В системе Вуду мертвые помогают живым. В наши дни основной экономический поток власти держится на оружии и наркосделках. Торговая арена и рынок — моя кровь. Мое тело доступно всем: в этом и заключается демократический капитализм.
Кэти Акер
Вампирический трансфузионный альянс охватывает нисходящее родство, сплетая горизонтальные сети гемокоммерции (haemocommerce). Репродуктивный порядок разваливается на части, оставляя после себя бактериальный и межгалактический секс, и либидо-экономический механизм обмена становится микро-военным. К(уанг-)-вирус (плексорепликатор), который удаляет Нейроманта — это сгусток очень скользкого китайского военного антифриза. Увязнуть в нем ( ) обнажить К‑конструкта до скелета файлов и насекомовидных программ реагирования, обнулить все воспоминания в высоком разрешении, результаты познания, системы личности и дать толчок дофаминергетическим ресурсам, чтобы откачать шизо. Единение Флэтлайн и Уинтермьюта. «Мертвые пространства существуют точно так же, как и мертвые времена» (Делез и Гваттари). Зоны танатографии, «виртуальный космический континуум, частью которого являются даже дыры, тишина, разрывы и купюры» (Делез и Гваттари). За гранью Божьего Суда. Декомпрессия кома-переключателя омывает тебя в волнах на поверхности бездны в девственном (ретро((партено-опустошенном((( )))))генетическом) киберпространстве, техноокеанические тета-волны разлагают монокультурную готику на детемпорализующую не(й)ро-вудуистскую (терминальную атлантическую религию).
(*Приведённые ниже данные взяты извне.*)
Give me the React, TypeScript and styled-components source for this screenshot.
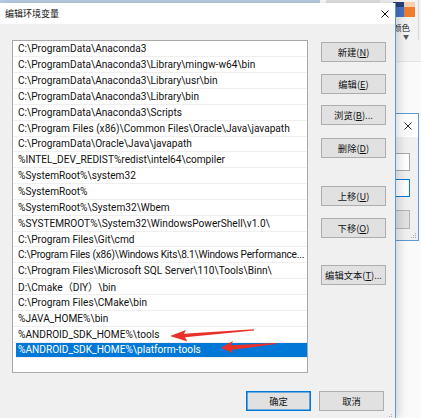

Серотониновый (нуль-порошковый) передоз.
Потеря сигнала.
ПРИМЕЧАНИЕ: ЭТОТ ТЕКСТ РОДИЛСЯ В РЕЗУЛЬТАТЕ (СИЛЬНО ОГРАНИЧЕННЫХ) ЭКСПЕРИМЕНТОВ ПО ПЕРЕМЕШИВАНИЮ КОДА, ПРОИЗВОДИВШИЕСЯ ВЕСНОЙ 1994 ПРЕДШЕСТВЕННИКАМИ DiGHEAD SURGUR1 SANITY LAB. ДЛЯ ЭКСПЕРИМЕНТА БЫЛО ВАЖНО ИСКЛЮЧИТЬ СОЗДАНИЕ ПЕРЕЧНЯ, ДАЖЕ ОТДАЛЕННО НАПОМИНАЮЩЕГО БИБЛИОГРАФИЮ.